Wharton Professor Says REITs Learned from Financial Crisis
06/09/2015 | by Allen Kenney

Susan Wachter, finance professor at the University of Pennsylvania’s Wharton School, joined REIT.com for a video interview during REITWeek 2015: NAREIT’s Investor Forum, held in New York.

Wachter presented a paper at the NAREIT/AREUEA Real Estate Research Conference on June 8 detailing research into REIT capital structures. Wachter and her co-authors found that investors rewarded management teams that took prudent action prior to and during that financial crisis of the 2000s. REITs that reduced leverage prior to the credit crunch and manage their debt maturities were rewarded by shareholders in the period from 2007 to 2009, according to Wachter.

“It’s as though the shareholders are rewarding the very fact that someone is at the helm of the ship and is watching over all conditions and is preparing for the crisis to come,” Wachter said. “We see it pretty clearly in the data.”

Conversely, investors punished riskier capital structures after the financial market meltdown, Wachter said. She noted that, on the whole, REITs had prepared well for the crisis. Now, REITs are employing “quite conservative capital structures,” according to Wachter.
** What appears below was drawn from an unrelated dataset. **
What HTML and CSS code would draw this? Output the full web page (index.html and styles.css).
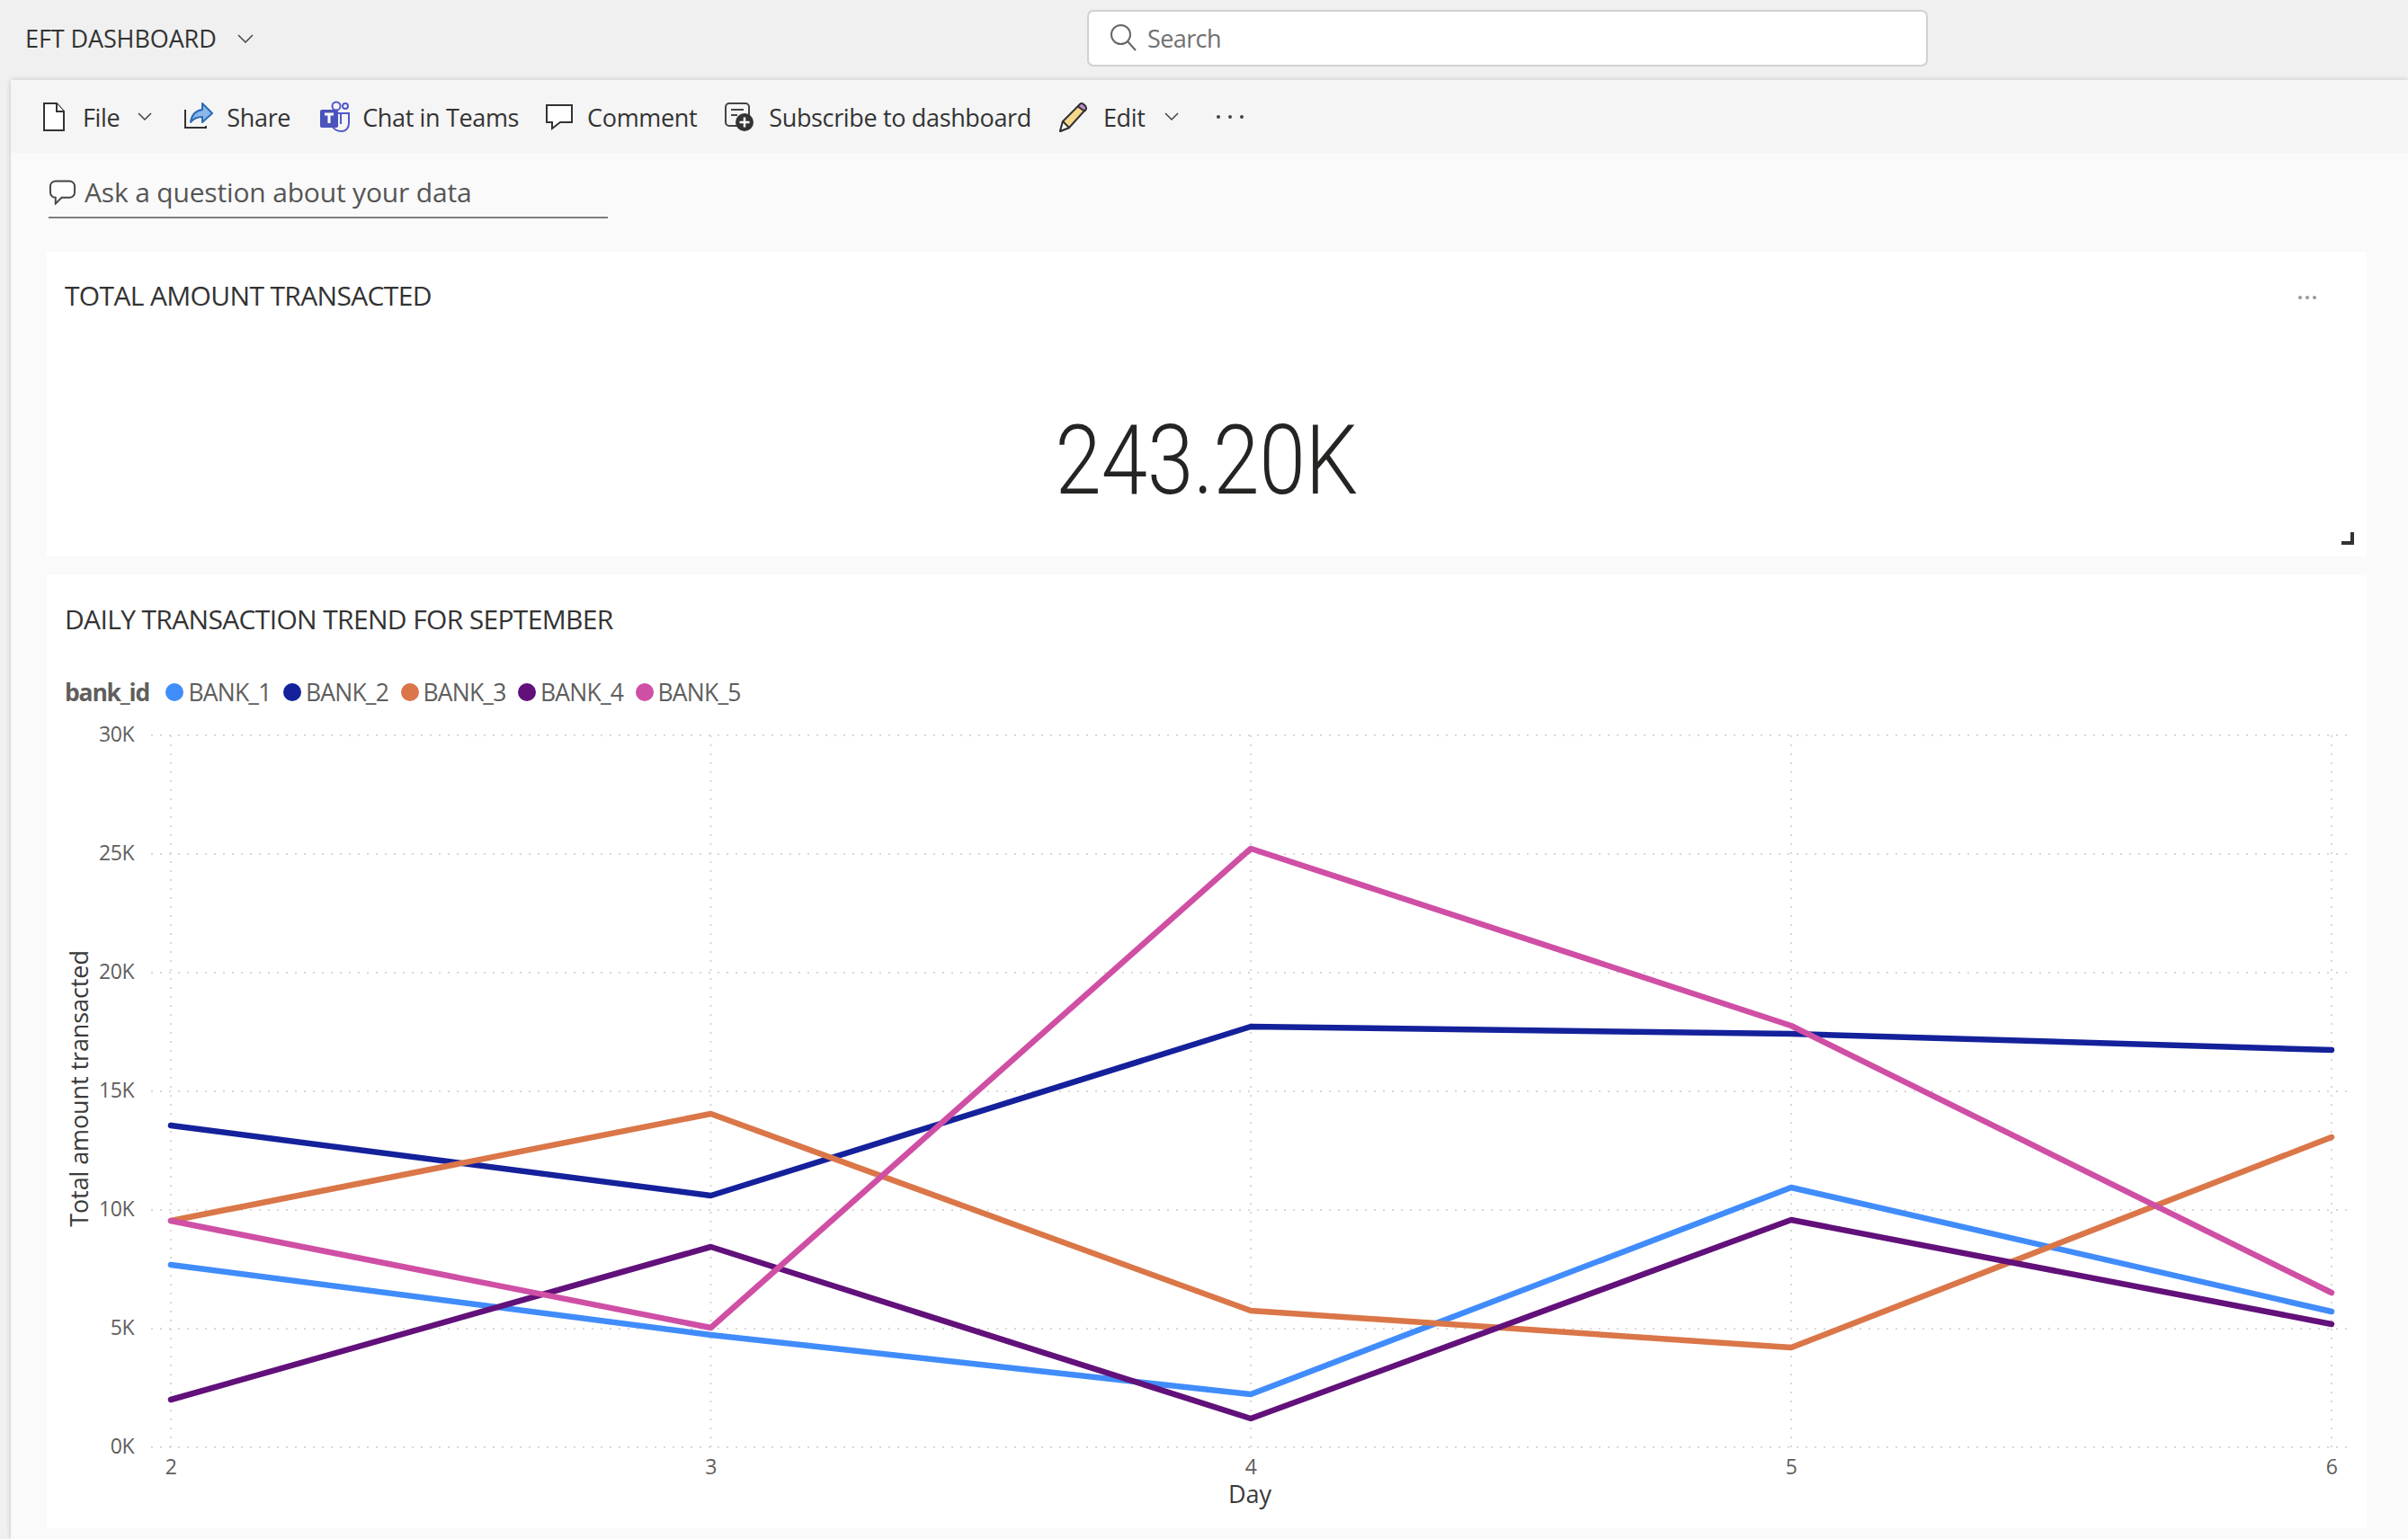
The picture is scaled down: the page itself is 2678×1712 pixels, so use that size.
FILE: index.html
```html
<!DOCTYPE html>
<html lang="en">
<head>
<meta charset="utf-8">
<title>EFT DASHBOARD</title>
<link rel="stylesheet" href="styles.css">
</head>
<body>
<header class="topbar">
  <div class="report-name"><span>EFT DASHBOARD</span>
    <svg class="chev-lg" viewBox="0 0 18 10"><path d="M1 1l8 8 8-8"/></svg>
  </div>
  <div class="search">
    <svg class="search-icon" viewBox="0 0 30 30"><circle cx="12.500" cy="11.500" r="10.500"/><path d="M20 19l9 10"/></svg>
    <span>Search</span>
  </div>
</header>
<main class="panel">
  <nav class="toolbar">
    <div class="tb tb-file">
      <svg class="ic ic-file" viewBox="0 0 24 32"><path class="doc" d="M1 1h14l8 9v21H1z"/><path class="doc" d="M15 1v9h8"/></svg>
      <span>File</span>
      <svg class="chev" viewBox="0 0 16 9"><path d="M1 1l7 7 7-7"/></svg>
    </div>
    <div class="tb tb-share">
      <svg class="ic ic-share" viewBox="0 0 32 32"><path class="tray" d="M1 8v20h23v-2"/><path class="arrow" d="M20 1l11 11-11 10v-6c-6 0-10 2-13 6 1-8 6-13 13-14z"/></svg>
      <span>Share</span>
    </div>
    <div class="tb tb-teams">
      <svg class="ic ic-teams" viewBox="0 0 34 34"><circle class="t-line" cx="18" cy="5" r="4.500"/><circle class="t-line" cx="28" cy="5" r="3"/><path class="t-line" d="M11 13h21v11c0 5-3 9-8 9-5 0-9-2-11-7"/><path class="t-line" d="M23 13v12"/><rect class="t-box" x="0" y="9" width="20" height="20" rx="2"/><path class="t-t" d="M5 14h10M10 14v10"/></svg>
      <span>Chat in Teams</span>
    </div>
    <div class="tb tb-comment">
      <svg class="ic ic-comment" viewBox="0 0 30 32"><path d="M1 3h28v19H16l-9 7v-7H1z"/></svg>
      <span>Comment</span>
    </div>
    <div class="tb tb-sub">
      <svg class="ic ic-sub" viewBox="0 0 32 32"><path class="sub-line" d="M22 26H5a4 4 0 0 1-4-4V5a4 4 0 0 1 4-4h18a4 4 0 0 1 4 4v12"/><path class="sub-line" d="M7 8h14M7 14h7"/><circle class="sub-dot" cx="22" cy="22" r="10"/><path class="sub-plus" d="M22 16.500v11M16.500 22h11"/></svg>
      <span>Subscribe to dashboard</span>
    </div>
    <div class="tb tb-edit">
      <svg class="ic ic-pencil" viewBox="0 0 32 34"><path class="pen-body" d="M24 3l7 5-19 21-10 4 3-11z"/><path class="pen-tip" d="M5 22l7 7-10 4z"/><path class="pen-end" d="M24 3c2-2.500 7 1 7 5-.5 1-1 2-2 2.500l-7-5z"/></svg>
      <span>Edit</span>
      <svg class="chev" viewBox="0 0 16 9"><path d="M1 1l7 7 7-7"/></svg>
    </div>
    <div class="tb-more" aria-label="More"><i></i><i></i><i></i></div>
  </nav>
  <section class="content">
    <div class="qna">
      <svg class="qna-icon" viewBox="0 0 30 28"><path d="M7 1h16a6 6 0 0 1 6 6v7a6 6 0 0 1-6 6H14l-7 7v-7a6 6 0 0 1-6-6V7a6 6 0 0 1 6-6z"/></svg>
      <span>Ask a question about your data</span>
    </div>
    <article class="card card-kpi">
      <div class="card-head">
        <h2 class="card-title">TOTAL AMOUNT TRANSACTED</h2>
        <div class="card-more"><i></i><i></i><i></i></div>
      </div>
      <div class="kpi"><span class="kpi-value">243.20K</span></div>
      <div class="resize-mark"></div>
    </article>
    <article class="card card-chart">
      <h2 class="card-title">DAILY TRANSACTION TREND FOR SEPTEMBER</h2>
      <div class="legend">
        <b>bank_id</b>
        <span class="lg"><i class="d1"></i>BANK_1</span>
        <span class="lg"><i class="d2"></i>BANK_2</span>
        <span class="lg"><i class="d3"></i>BANK_3</span>
        <span class="lg"><i class="d4"></i>BANK_4</span>
        <span class="lg"><i class="d5"></i>BANK_5</span>
      </div>
      <svg class="chart" viewBox="52 800 2580 900">
        <g class="grid">
          <path d="M168 818H2610M168 950H2610M168 1082H2610M168 1214H2610M168 1346H2610M168 1478H2610M168 1610H2610"/>
          <path d="M190 818V1612M790.500 818V1612M1391 818V1612M1992 818V1612M2593 818V1612"/>
        </g>
        <g class="ticks-y">
          <text x="149" y="825">30K</text>
          <text x="149" y="957">25K</text>
          <text x="149" y="1089">20K</text>
          <text x="149" y="1221">15K</text>
          <text x="149" y="1353">10K</text>
          <text x="149" y="1485">5K</text>
          <text x="149" y="1617">0K</text>
        </g>
        <g class="ticks-x">
          <text x="190" y="1640">2</text>
          <text x="790.500" y="1640">3</text>
          <text x="1391" y="1640">4</text>
          <text x="1992" y="1640">5</text>
          <text x="2593" y="1640">6</text>
        </g>
        <text class="axis-title" x="1390" y="1672">Day</text>
        <text class="axis-title" transform="translate(98 1211) rotate(-90)">Total amount transacted</text>
        <polyline class="ln l1" points="190,1407 790.500,1485 1391,1551 1992,1321 2593,1459"/>
        <polyline class="ln l2" points="190,1252 790.500,1330 1391,1142 1992,1150 2593,1168"/>
        <polyline class="ln l3" points="190,1358 790.500,1239 1391,1458 1992,1499 2593,1265"/>
        <polyline class="ln l4" points="190,1557 790.500,1387 1391,1578 1992,1357 2593,1473"/>
        <polyline class="ln l5" points="190,1358 790.500,1477 1391,944 1992,1141 2593,1438"/>
      </svg>
    </article>
  </section>
</main>
</body>
</html>
```

FILE: styles.css
```css
* { box-sizing: border-box; }
html, body { margin: 0; }
body {
  width: 2678px;
  height: 1712px;
  overflow: hidden;
  background: #f0f0f0;
  color: #333;
  font-family: "Open Sans", "Noto Sans", sans-serif;
}
.topbar {
  height: 89px;
  display: flex;
  align-items: center;
  padding-left: 28px;
}
.report-name {
  display: flex;
  align-items: center;
  gap: 23px;
  width: 1181px;
  margin-top: -4px;
  font-size: 27px;
  letter-spacing: -.1px;
  color: #333;
}
.chev-lg { width: 18px; height: 10px; }
.chev-lg path, .chev path { fill: none; stroke: #444; stroke-width: 1.500; }
.search {
  width: 935px;
  height: 63px;
  margin-top: -5px;
  display: flex;
  align-items: center;
  gap: 12px;
  padding-left: 23px;
  background: #fff;
  border: 2px solid #d1d1d1;
  border-radius: 7px;
  font-size: 27px;
  letter-spacing: -.6px;
  color: #707070;
}
.search-icon { width: 30px; height: 30px; }
.search-icon circle, .search-icon path { fill: none; stroke: #666; stroke-width: 2; }
.panel {
  margin-left: 12px;
  height: 1623px;
  background: #fafafa;
  box-shadow: 0 0 6px rgba(0,0,0,.18);
}
.toolbar {
  height: 81px;
  background: #f5f5f5;
  display: flex;
  align-items: center;
  padding-left: 36px;
  font-size: 27px;
  letter-spacing: -.35px;
  color: #333;
}
.tb { display: flex; align-items: center; gap: 18px; }
.tb span { margin-top: 1px; }
.ic { display: block; overflow: visible; }
.ic-file { width: 24px; height: 32px; }
.doc { fill: #fff; stroke: #333; stroke-width: 2; }
.chev { width: 16px; height: 9px; }
.tb-file { margin-right: 36px; gap: 20px; }
.tb-share { margin-right: 33px; gap: 15px; }
.tb-teams { margin-right: 30px; gap: 13px; }
.tb-comment { margin-right: 31px; gap: 16px; }
.tb-sub { margin-right: 30px; gap: 17px; }
.tb-edit { margin-right: 42px; gap: 18px; }
.tb-edit .chev { margin-left: 3px; }
.ic-share { width: 32px; height: 32px; }
.tray { fill: none; stroke: #333; stroke-width: 2; }
.arrow { fill: #8ab8e8; stroke: #2b6cb8; stroke-width: 2; stroke-linejoin: round; }
.ic-teams { width: 34px; height: 34px; }
.t-line { fill: none; stroke: #5059c9; stroke-width: 2; }
.t-box { fill: #4b53bc; }
.t-t { fill: none; stroke: #fff; stroke-width: 3; }
.ic-comment { width: 30px; height: 32px; }
.ic-comment path { fill: #fff; stroke: #333; stroke-width: 2; }
.ic-sub { width: 32px; height: 32px; }
.sub-line { fill: none; stroke: #444; stroke-width: 2; }
.sub-dot { fill: #333; }
.sub-plus { fill: none; stroke: #fff; stroke-width: 2.500; }
.ic-pencil { width: 32px; height: 34px; }
.pen-body { fill: #f5d88a; stroke: #333; stroke-width: 2; stroke-linejoin: round; }
.pen-tip { fill: #fff; stroke: #333; stroke-width: 2; stroke-linejoin: round; }
.pen-end { fill: #c58bd6; stroke: #333; stroke-width: 2; }
.tb-more { display: flex; gap: 9px; }
.tb-more i { width: 4px; height: 4px; border-radius: 50%; background: #444; }
.content { padding: 0 46px 0 40px; }
.qna {
  width: 622px;
  height: 73px;
  margin-left: 2px;
  display: flex;
  align-items: center;
  gap: 10px;
  padding: 16px 0 0 1px;
  border-bottom: 2px solid #7f7f7f;
  font-size: 30px;
  letter-spacing: -.17px;
  color: #555;
}
.qna-icon { width: 29px; height: 28px; }
.qna-icon path { fill: #fff; stroke: #444; stroke-width: 2; }
.card { background: #fff; position: relative; }
.card-title {
  margin: 0;
  font-size: 30px;
  font-weight: 400;
  letter-spacing: -.65px;
  line-height: 38px;
  color: #333;
}
.card-kpi {
  margin-top: 37px;
  height: 339px;
  padding: 30px 20px 0;
}
.card-head { display: flex; justify-content: space-between; align-items: center; }
.card-more { display: flex; gap: 4px; margin: 3px 36px 0 0; }
.card-more i { width: 4px; height: 4px; border-radius: 50%; background: #999; }
.kpi { display: flex; justify-content: center; margin-top: 102px; }
.kpi-value {
  font-family: Roboto, sans-serif;
  font-weight: 300;
  font-size: 108px;
  line-height: 124px;
  color: #252423;
  transform: scaleX(.855);
}
.resize-mark {
  position: absolute;
  right: 14px;
  bottom: 13px;
  width: 14px;
  height: 14px;
  border-right: 4px solid #333;
  border-bottom: 4px solid #333;
}
.card-chart {
  margin-top: 21px;
  height: 1060px;
  padding-top: 30px;
}
.card-chart .card-title { padding-left: 20px; }
.legend {
  height: 30px;
  margin-top: 47px;
  padding-left: 20px;
  display: flex;
  align-items: center;
  gap: 13.500px;
  font-size: 26.500px;
  letter-spacing: -.8px;
  color: #605e5c;
}
.legend b { font-weight: 700; letter-spacing: -1.200px; margin-right: 5px; }
.lg { display: flex; align-items: center; gap: 5px; }
.lg i { width: 20px; height: 20px; border-radius: 50%; }
.d1 { background: #418cfb; }
.d2 { background: #14219b; }
.d3 { background: #da7648; }
.d4 { background: #62107a; }
.d5 { background: #cf4fa5; }
.chart { width: 2580px; height: 900px; display: block; margin-top: 15px; }
.grid path { fill: none; stroke: #d8d8d8; stroke-width: 2; stroke-dasharray: 2 8; }
.ticks-y text, .ticks-x text { font-size: 23px; letter-spacing: -.5px; fill: #605e5c; }
.ticks-y text { text-anchor: end; }
.ticks-x text { text-anchor: middle; }
.axis-title { font-size: 27px; letter-spacing: -.1px; text-anchor: middle; fill: #3a3a3a; }
.ln { fill: none; stroke-width: 6.500; stroke-linecap: round; stroke-linejoin: round; }
.l1 { stroke: #418cfb; }
.l2 { stroke: #14219b; }
.l3 { stroke: #da7648; }
.l4 { stroke: #62107a; }
.l5 { stroke: #cf4fa5; }
```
“I think it’s fair to say that no one understood the depth of the crisis that we were going into,” she said. REITs “were deleveraging, and we see the reward for that. I believe that they now have learned from this extreme period of volatility.”

Wachter also commented on the implications of her study on how REIT management teams can add shareholder value.

“REITs are infinitely long-lived corporations with exposure to real estate over all the cycles,” she observed. “We are at a point where interest rates are low. It does appear that the entities holding real estate assets for the long run have taken steps to prepare [for interest rate hikes].”